Wenn Lukas Kaut mit der B-Jugend des TSB Ravensburg auf dem Handballfeld steht, sieht alles ganz normal aus. Doch der 15-jährige Gymnasiast hat ein großes Handicap: Er hört nichts. Nur dank eines Implantats kann Lukas Kaut verstehen, was seine Trainer und Mitspieler rufen.
„Auch die Unterstützung der Zuschauer höre ich dann, die brauche ich auch“, sagt Lukas Kaut. In der deutschen Nationalmannschaft der Gehörlosen gibt es diese Unterstützung allerdings nicht.
Vorfreude auf das erste offizielle Testspiel
Dass Lukas Kaut inzwischen zum deutschen Aufgebot gehört und dort der jüngste Spieler ist, hat viel mit Eigeninitiative zu tun. Denn der 15-Jährige wurde nicht etwa von Scouts gesehen – er bewarb sich quasi selbst. „Ich habe in Handball Inside gelesen, dass Spieler für das Gehörlosenteam gesucht werden“, erzählt Lukas Kaut. „Dann habe ich eine Mail geschrieben und wir sind in Kontakt gekommen.“
Mit großem Willen auf den richtigen Weg
Der junge Handballer wurde im vergangenen Sommer zum Lehrgang nach Hasloch eingeladen, es folgte ein weiterer Lehrgang sowie ein Besuch beim Handball-Rekordmeister THW Kiel. Bald soll das erste offizielle Testspiel mit seinen Nationalmannschaftskollegen sein – bislang hat der Ravensburger mit dem Nationalteam nur inoffizielle Testspiele bestritten.
Das große Ziel mit der deutschen Mannschaft hat Lukas Kaut vor Augen: die Deaflympics in Brasilien. Die Deaflympics sind die Sommer- und Winterspiele im Gehörlosensport. Eigentlich waren die Spiele in Brasilien bereits im vergangenen Jahr geplant, wie die Olympischen Spiele wurden sie aber um ein Jahr verschoben und sollen am 1. Mai in Caxias do Sul im Süden Brasiliens beginnen.
Kaut spielt im linken oder zentralen Rückraum
Deutschlands Handballer haben sich qualifiziert, im Februar und März sind noch einmal Lehrgänge geplant. „Ich möchte körperlich stärker werden“, sagt Lukas Kaut.
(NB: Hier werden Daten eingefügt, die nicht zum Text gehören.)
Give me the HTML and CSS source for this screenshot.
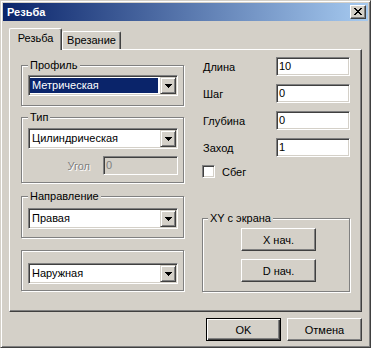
FILE: index.html
```html
<!DOCTYPE html>
<html lang="ru">
<head>
<meta charset="utf-8">
<title>Резьба</title>
<link rel="stylesheet" href="styles.css">
</head>
<body>
<div class="window">
  <div class="titlebar">
    <span class="title">Резьба</span>
    <span class="close-btn">
      <svg width="8" height="7" viewBox="0 0 8 7" shape-rendering="crispEdges"><path d="M0 0h2v1h-2zM6 0h2v1h-2zM1 1h2v1h-2zM5 1h2v1h-2zM2 2h4v1h-4zM3 3h2v1h-2zM2 4h4v1h-4zM1 5h2v1h-2zM5 5h2v1h-2zM0 6h2v1h-2zM6 6h2v1h-2z" fill="#000"/></svg>
    </span>
  </div>
  <div class="body">
    <div class="tabs">
      <div class="tab tab-active">Резьба</div>
      <div class="tab tab-inactive">Врезание</div>
    </div>
    <div class="panel">
      <div class="left">
        <div class="group g1">
          <span class="group-label">Профиль</span>
          <div class="combo">
            <span class="val val-selected">Метрическая</span>
            <span class="drop"><svg width="7" height="4" viewBox="0 0 7 4" shape-rendering="crispEdges"><path d="M0 0h7v1h-1v1h-1v1h-1v1h-1v-1h-1v-1h-1v-1h-1z" fill="#000"/></svg></span>
          </div>
        </div>
        <div class="group g2">
          <span class="group-label">Тип</span>
          <div class="combo">
            <span class="val">Цилиндрическая</span>
            <span class="drop"><svg width="7" height="4" viewBox="0 0 7 4" shape-rendering="crispEdges"><path d="M0 0h7v1h-1v1h-1v1h-1v1h-1v-1h-1v-1h-1v-1h-1z" fill="#000"/></svg></span>
          </div>
          <div class="angle-row">
            <span class="disabled-label">Угол</span>
            <span class="edit edit-disabled">0</span>
          </div>
        </div>
        <div class="group g3">
          <span class="group-label">Направление</span>
          <div class="combo">
            <span class="val">Правая</span>
            <span class="drop"><svg width="7" height="4" viewBox="0 0 7 4" shape-rendering="crispEdges"><path d="M0 0h7v1h-1v1h-1v1h-1v1h-1v-1h-1v-1h-1v-1h-1z" fill="#000"/></svg></span>
          </div>
        </div>
        <div class="group g4">
          <div class="combo">
            <span class="val">Наружная</span>
            <span class="drop"><svg width="7" height="4" viewBox="0 0 7 4" shape-rendering="crispEdges"><path d="M0 0h7v1h-1v1h-1v1h-1v1h-1v-1h-1v-1h-1v-1h-1z" fill="#000"/></svg></span>
          </div>
        </div>
      </div>
      <div class="right">
        <div class="fields">
          <span class="field-label">Длина</span><span class="edit">10</span>
          <span class="field-label">Шаг</span><span class="edit">0</span>
          <span class="field-label">Глубина</span><span class="edit">0</span>
          <span class="field-label">Заход</span><span class="edit">1</span>
        </div>
        <div class="check-row">
          <span class="checkbox"></span>
          <span class="check-label">Сбег</span>
        </div>
        <div class="group gxy">
          <span class="group-label">XY с экрана</span>
          <div class="btn btn-xy">X нач.</div>
          <div class="btn btn-xy btn-xy2">D нач.</div>
        </div>
      </div>
    </div>
    <div class="footer">
      <div class="btn btn-default">OK</div>
      <div class="btn">Отмена</div>
    </div>
  </div>
</div>
</body>
</html>
```

FILE: styles.css
```css
* { box-sizing: border-box; }

body {
  margin: 0;
  background: #d4d0c8;
  font-family: "Liberation Sans", Arial, sans-serif;
  font-size: 11px;
  color: #000;
}

.window {
  width: 371px;
  height: 348px;
  background: #d4d0c8;
  border: 1px solid;
  border-color: #d4d0c8 #404040 #404040 #d4d0c8;
  box-shadow: inset 1px 1px #fff, inset -1px -1px #808080;
  padding: 2px;
  display: flex;
  flex-direction: column;
}

.titlebar {
  height: 18px;
  background: linear-gradient(to right, #0a246a, #a6caf0);
  display: flex;
  align-items: center;
  justify-content: space-between;
  padding: 0 2px 0 4px;
}

.title {
  color: #fff;
  font-weight: bold;
  font-size: 11px;
}

.close-btn {
  width: 16px;
  height: 14px;
  background: #d4d0c8;
  border: 1px solid;
  border-color: #fff #404040 #404040 #fff;
  box-shadow: inset -1px -1px #808080;
  display: flex;
  align-items: center;
  justify-content: center;
  padding: 0 0 1px 0;
}

.close-btn svg { display: block; }

.body {
  flex: 1;
  display: flex;
  flex-direction: column;
}

.tabs {
  display: flex;
  align-items: flex-end;
  height: 21px;
  margin: 7px 0 0 6px;
}

.tab {
  background: #d4d0c8;
  border-top: 1px solid #fff;
  border-left: 1px solid #fff;
  border-right: 1px solid #404040;
  box-shadow: inset -1px 0 #808080;
  border-radius: 2px 2px 0 0;
  text-align: center;
  line-height: 13px;
}

.tab-active {
  width: 53px;
  height: 22px;
  margin-bottom: -1px;
  padding-top: 3px;
  position: relative;
  z-index: 1;
}

.tab-inactive {
  width: 59px;
  height: 18px;
  padding-top: 2px;
}

.panel {
  margin-left: 6px;
  width: 353px;
  height: 263px;
  border: 1px solid;
  border-color: #fff #404040 #404040 #fff;
  box-shadow: inset -1px -1px #808080;
  display: flex;
}

.left {
  padding: 15px 0 0 11px;
}

.right {
  margin-left: 18px;
  padding-top: 7px;
}

.group {
  position: relative;
  border: 1px solid #808080;
  box-shadow: inset 1px 1px #fff, 1px 1px #fff;
}

.left .group {
  width: 163px;
  padding-left: 6px;
}

.group-label {
  position: absolute;
  top: -7px;
  left: 6px;
  padding: 0 2px;
  background: #d4d0c8;
  line-height: 13px;
}

.g1 { height: 41px; padding-top: 9px; }
.g2 { height: 66px; padding-top: 10px; margin-top: 11px; }
.g3 { height: 42px; padding-top: 11px; margin-top: 13px; }
.g4 { height: 41px; padding-top: 12px; margin-top: 12px; }

.combo {
  width: 150px;
  height: 21px;
  background: #fff;
  border: 1px solid;
  border-color: #808080 #fff #fff #808080;
  box-shadow: inset 1px 1px #404040, inset -1px -1px #d4d0c8;
  padding: 1px;
  display: flex;
}

.val {
  flex: 1;
  margin: 1px 2px 0 0;
  height: 15px;
  line-height: 15px;
  padding-left: 2px;
  white-space: nowrap;
}

.val-selected {
  background: #0a246a;
  color: #fff;
}

.drop {
  width: 16px;
  height: 17px;
  background: #d4d0c8;
  border: 1px solid;
  border-color: #d4d0c8 #404040 #404040 #d4d0c8;
  box-shadow: inset 1px 1px #fff, inset -1px -1px #808080;
  display: flex;
  align-items: center;
  justify-content: center;
}

.drop svg { display: block; }

.angle-row {
  width: 150px;
  margin-top: 7px;
  display: flex;
  justify-content: flex-end;
  align-items: center;
}

.disabled-label {
  color: #808080;
  text-shadow: 1px 1px #fff;
  margin-right: 13px;
}

.edit {
  display: block;
  height: 19px;
  background: #fff;
  border: 1px solid;
  border-color: #808080 #fff #fff #808080;
  box-shadow: inset 1px 1px #404040, inset -1px -1px #d4d0c8;
  padding: 0 0 0 2px;
  line-height: 17px;
}

.edit-disabled {
  width: 75px;
  background: #d4d0c8;
  color: #808080;
}

.fields {
  display: grid;
  grid-template-columns: 74px 74px;
  row-gap: 8px;
  align-items: center;
}

.field-label {
  padding-left: 1px;
}

.check-row {
  margin-top: 8px;
  display: flex;
  align-items: center;
  height: 13px;
}

.checkbox {
  width: 13px;
  height: 13px;
  background: #fff;
  border: 1px solid;
  border-color: #808080 #fff #fff #808080;
  box-shadow: inset 1px 1px #404040, inset -1px -1px #d4d0c8;
}

.check-label {
  margin-left: 7px;
}

.gxy {
  width: 148px;
  height: 74px;
  margin-top: 40px;
  padding: 9px 0 0 38px;
}

.gxy .group-label { left: 5px; }

.btn {
  width: 75px;
  height: 23px;
  background: #d4d0c8;
  border: 1px solid;
  border-color: #fff #404040 #404040 #fff;
  box-shadow: inset -1px -1px #808080, inset 1px 1px #d4d0c8;
  display: flex;
  align-items: center;
  justify-content: center;
}

.btn-xy2 { margin-top: 8px; }

.btn-default {
  border: 1px solid #000;
  box-shadow: inset 1px 1px #fff, inset -1px -1px #404040, inset -2px -2px #808080;
}

.footer {
  display: flex;
  justify-content: flex-end;
  gap: 6px;
  margin-top: 6px;
  padding-right: 6px;
}
```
Da er allerdings noch in der Wachstumsphase ist, hat ihm auch der Athletiktrainer der Nationalmannschaft geraten, das Krafttraining nicht zu übertreiben.
Mit der B-Jugend des TSB Ravensburg hat der Rückraumspieler die Verbandsklassen-Staffel 6 dominiert. Alle sechs ausgetragenen Partien vor der frühzeitigen Winterpause haben die Ravensburger gegen Hossingen-Meßstetten, Albstadt, Hard und die zweite Mannschaft der JSG Balingen-Weilstetten gewonnen.
Am liebsten spielt Kaut im linken oder zentralen Rückraum. Trainer Jürgen Schmidt bezeichnet den 15-Jährigen aber als „Allzweckwaffe, der überall spielen könnte“, wie Lukas Kaut stolz erzählt. In der Rückrunde geht es gegen Mannschaften aus anderen Verbandsklasse-Staffeln.
Ein Stirnband fixiert das Hör-Implantat
Sowohl im Training als auch bei den Partien des TSB lässt Lukas Kaut seine Hörprothese – das sogenannte Cochlea-Implantat – über dem rechten Ohr dran, fixiert mit einem Stirnband. „Damit habe ich überhaupt keine Probleme“, sagt der 15-Jährige. „Auch in der Schule nicht.“ Der Neuntklässler geht in Ravensburg auf das Gymnasium St. Konrad.
Zum Handball kam Lukas Kaut 2014. „Kurz nach der Fußball-WM“, erinnert er sich. Bis dahin spielte er wie viele Jungs Fußball – „aber das hat mir nicht so Spaß gemacht“. Den hat er jetzt beim Handball. Beim TSB sowie für Deutschland.
Mit einem großen Unterschied: „Bei der Nationalmannschaft gibt es für alle die gleichen Bedingungen, man muss ohne Implantatstecker spielen“, sagt Lukas Kaut, der sogar einen Test beim Ohrenarzt machen musste, um zu beweisen, dass er ohne Implantat nichts hört. „Normalerweise freut man sich nicht über so ein Ergebnis, in diesem Fall schon“, meint Lukas’ Vater Johannes Kaut. Mit etwa drei Jahren hörte sein Sohn noch, dann wurde es schlechter.
Das Handicap sieht Lukas Kaut aber auch als Chance, etwas Besonderes zu schaffen. Etwa die Nominierung für die deutsche Nationalmannschaft.